Objectives: Image sequences with time-varying information content need appropriate analysis strategies. The exploration of directed information transfer (interactions) between neuronal assemblies is one of the most important aims of current functional MRI (fMRI) analysis. Additionally, we examined perfusion maps in dynamic contrast agent MRI sequences of stroke patients. In this investigation, the focus centers on distinguishing between brain areas with normal and reduced perfusion on the basis of the dynamics of contrast agent inflow and washout.

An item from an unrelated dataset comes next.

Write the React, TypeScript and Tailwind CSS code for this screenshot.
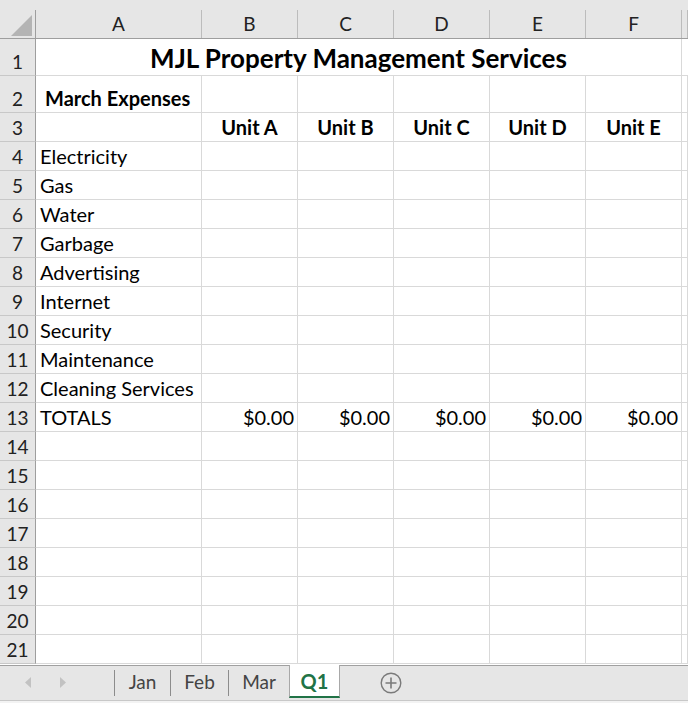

Methods: Fast fMRI sequences were analyzed with time-variant Granger causality (tvGC). The tvGC is based on a time-variant autoregressive model and is used for the quantification of the directed information transfer between activated brain areas. Generalized Dynamic Neural Networks (GDNN) with time-variant weights were applied on dynamic contrast agent MRI sequences as a nonlinear operator in order to enhance differences in the signal courses of pixels of normal and injured tissues.
Results: A simple motor task (self-paced finger tapping) is used in an fMRI design to investigate directed interactions between defined brain areas. A significant information transfer can be determined for the direction primary motor cortex to supplementary motor area during a short time period of about five seconds after stimulus. The analysis of dynamic contrast agent MRI sequences demonstrates that the trained GDNN enables a reliable tissue classification. Three classes are of interest: normal tissue, tissue at risk for death, and dead tissue.
Conclusions: The time-variant multivariate analysis of directed information transfer derived from fMRI sequences and the computation of perfusion maps by GDNN demonstrate that dynamic analysis methods are essential tools for 4D image analysis.